Erik Prince gets his guests to the runway seconds before the turboprop's approach. The financiers hop out of his black Chevy Suburban and gawk as the pilots drop a pair of packages that float to within feet of their target – just as they might on a mission for Blackwater Worldwide in the Afghan backcountry.
His audience is captivated by the show, but the Blackwater founder and CEO focuses on a seemingly minor detail: the parachutes.
“They're made out of the same stuff sandbags are made out of,” Prince tells the group in hurried, staccato sentences. “They are truly disposable. The normal parachutes you put a human out under are much more expensive. With these, you can use them, repack them. It's very cheap.”
Then it's back in the Suburban – a “sub” in Blackwater talk – as Prince speeds the investors off to their next stop on the tour of Blackwater's campus in the North Carolina swamplands. This is life at Prince's Blackwater: the glitz of business, the grit of military.
Never miss a local story.
In that mix, critics see Blackwater as a company that recklessly abuses the gears of war to make a buck.
Prince and his devoted team view themselves as a military support staff that helps the government save a buck through an obsessive commitment to identifying and fixing inefficiencies in operations and training.
“You can't paint with one broad brush that absolutely applies across this whole place,” Bill Mathews, the company's executive vice president, said during a recent interview with The Associated Press. “This is sort of the quintessential veteran-owned, -operated and -managed company. Almost everybody is a former U.S. serviceman.”
Their work is hardly charity.

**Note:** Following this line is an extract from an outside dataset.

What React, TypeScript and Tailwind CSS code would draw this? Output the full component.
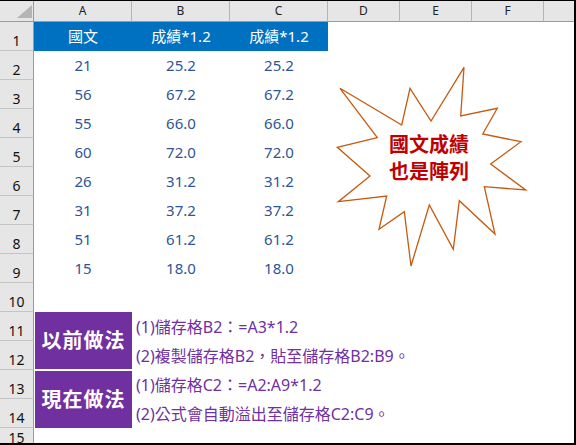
import React from "react";

const FONT = { fontFamily: '"Noto Sans", "Noto Sans CJK TC", sans-serif' };

const data = [
  ["21", "25.2", "25.2"],
  ["56", "67.2", "67.2"],
  ["55", "66.0", "66.0"],
  ["60", "72.0", "72.0"],
  ["26", "31.2", "31.2"],
  ["31", "37.2", "37.2"],
  ["51", "61.2", "61.2"],
  ["15", "18.0", "18.0"],
];

function RowNum({ n }: { n: number | string }) {
  return (
    <div className="flex items-end justify-center bg-[#e6e6e6] border-r border-b border-r-[#9b9b9b] border-b-[#c4c4c4] text-[14px] leading-[19px] text-[#111]">
      {n}
    </div>
  );
}

function ColHead({ l, last }: { l: string; last?: boolean }) {
  return (
    <div
      className={
        last
          ? "flex items-center justify-center bg-[#e6e6e6] border-b border-b-[#9b9b9b] text-[12px] text-[#222]"
          : "flex items-center justify-center bg-[#e6e6e6] border-b border-r border-b-[#9b9b9b] border-r-[#b4b4b4] text-[12px] text-[#222]"
      }
    >
      {l}
    </div>
  );
}

const starPts: [number, number][] = [
  [340, 88.3],
  [401.7, 125],
  [410, 88.3],
  [431, 121],
  [464, 67.3],
  [460.7, 116],
  [497.3, 108.3],
  [482.7, 134],
  [521, 141.7],
  [490.7, 164],
  [525.7, 190],
  [484.3, 186.7],
  [495, 234],
  [459.3, 200.7],
  [453.3, 249.3],
  [429.3, 205],
  [411, 266],
  [404.3, 211.7],
  [379, 229.3],
  [386.7, 196],
  [338.3, 201.7],
  [370, 176],
  [337.3, 147.3],
  [377.3, 137.7],
];

export default function App() {
  const pts = starPts.map(([x, y]) => `${x},${y - 1}`).join(" ");
  return (
    <div
      className="relative w-[576px] h-[445px] overflow-hidden bg-white border-t border-r-2 border-b-2 border-black box-border"
      style={FONT}
    >
      <div className="grid h-full grid-cols-[34px_98px_98px_98px_72px_72px_72px_1fr] grid-rows-[21px_repeat(14,29px)_1fr]">
        {/* header row */}
        <div className="relative bg-[#e6e6e6] border-r border-b border-r-[#9b9b9b] border-b-[#9b9b9b]">
          <svg className="absolute left-0 top-0" width="34" height="21">
            <polygon points="17,17 32,17 32,4" fill="#b4b4b4" />
          </svg>
        </div>
        <ColHead l="A" />
        <ColHead l="B" />
        <ColHead l="C" />
        <ColHead l="D" />
        <ColHead l="E" />
        <ColHead l="F" />
        <ColHead l="" last />

        {/* row 1 */}
        <RowNum n={1} />
        <div className="flex items-center justify-center bg-[#0070c0] text-white text-[15px]">國文</div>
        <div className="flex items-center justify-center bg-[#0070c0] text-white text-[15px]">成績*1.2</div>
        <div className="flex items-center justify-center bg-[#0070c0] text-white text-[15px]">成績*1.2</div>
        <div />
        <div />
        <div />
        <div />

        {data.map((r, i) => (
          <React.Fragment key={i}>
            <RowNum n={i + 2} />
            {r.map((v, j) => (
              <div key={j} className="flex items-center justify-center text-[15px] text-[#2f5597]">
                {v}
              </div>
            ))}
            <div />
            <div />
            <div />
            <div />
          </React.Fragment>
        ))}

        {/* row 10 */}
        <RowNum n={10} />
        <div className="col-span-7" />

        {/* row 11 */}
        <RowNum n={11} />
        <div className="row-span-2 flex items-center justify-center bg-[#7030a0] text-white text-[20px] font-bold tracking-[1px] ml-[1px] border-b border-white">
          以前做法
        </div>
        <div className="col-start-3 col-span-6 flex items-center whitespace-nowrap pl-[4px] text-[16px] text-[#7030a0]">
          (1)儲存格B2：=A3*1.2
        </div>

        {/* row 12 */}
        <RowNum n={12} />
        <div className="col-start-3 col-span-6 flex items-center whitespace-nowrap pl-[4px] text-[16px] text-[#7030a0]">
          (2)複製儲存格B2，貼至儲存格B2:B9。
        </div>

        {/* row 13 */}
        <RowNum n={13} />
        <div className="row-span-2 flex items-center justify-center bg-[#7030a0] text-white text-[20px] font-bold tracking-[1px] ml-[1px] border-t border-white">
          現在做法
        </div>
        <div className="col-start-3 col-span-6 flex items-center whitespace-nowrap pl-[4px] text-[16px] text-[#7030a0]">
          (1)儲存格C2：=A2:A9*1.2
        </div>

        {/* row 14 */}
        <RowNum n={14} />
        <div className="col-start-3 col-span-6 flex items-center whitespace-nowrap pl-[4px] text-[16px] text-[#7030a0]">
          (2)公式會自動溢出至儲存格C2:C9。
        </div>

        {/* row 15 */}
        <RowNum n={15} />
        <div className="col-span-7" />
      </div>

      {/* explosion shape */}
      <svg className="absolute left-0 top-0 pointer-events-none" width="576" height="445">
        <polygon points={pts} fill="white" stroke="#c55a11" strokeWidth="1.3" strokeLinejoin="miter" />
      </svg>
      <div className="absolute left-[379px] top-[130px] w-[100px] flex flex-col items-center text-[20px] font-bold leading-[27px] text-[#c00000]">
        <span>國文成績</span>
        <span>也是陣列</span>
      </div>
    </div>
  );
}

The scion of a Michigan family that made a fortune in the auto parts business, Prince is pushing his company to reach $1 billion in revenues annually by 2010. To get there, he's decided to scale back the work – private security contracting – that at first drove the company's growth but later made Blackwater one of the most caustic brand names in history.
Prince and another former Navy SEAL founded Blackwater a decade ago, sensing an opportunity to provide training for the SEALs based in nearby Virginia Beach, Va., and for law enforcement officers and others in the military.
The company only started booming after the bombing of the USS Cole and the Sept. 11 attacks, and president Gary Jackson said the government later approached Blackwater about providing private security.
But the work has also earned Blackwater a legion of detractors. The company's workers were involved in two of the defining moments of the Iraq war – the grisly slaying of four Blackwater contractors in 2004 in Fallujah, and a September 2007 shooting at a crowded Baghdad intersection that killed 17 Iraqis – trigging congressional hearings and investigations from more than a dozen federal agencies.
Prince, who for years guarded himself and his business from public scrutiny, has been more open since the Iraq shooting, allowing reporters to scope out operations and probe executives about the direction of the company – all in an attempt to save the Blackwater brand he launched a decade ago.
As part of that, the company told the AP last week, Blackwater plans to scale back its contracting work to a fraction of its business, worried that the cost of doing the work hurts the business's bottom line.
By tapping the expertise of its veterans – from ex-SEALs to former Coast Guard officers to FBI agents – Blackwater instead sees a future in using its mobility and flexibility to seek out and quickly fill other gaps that present themselves.
When Prince noticed a shortage of U.S. combat medics, he developed a school and program to train his own. They practice rescues and vehicle extractions on Blackwater's campus, and Prince is now looking for customers who want to hire medics as contractors.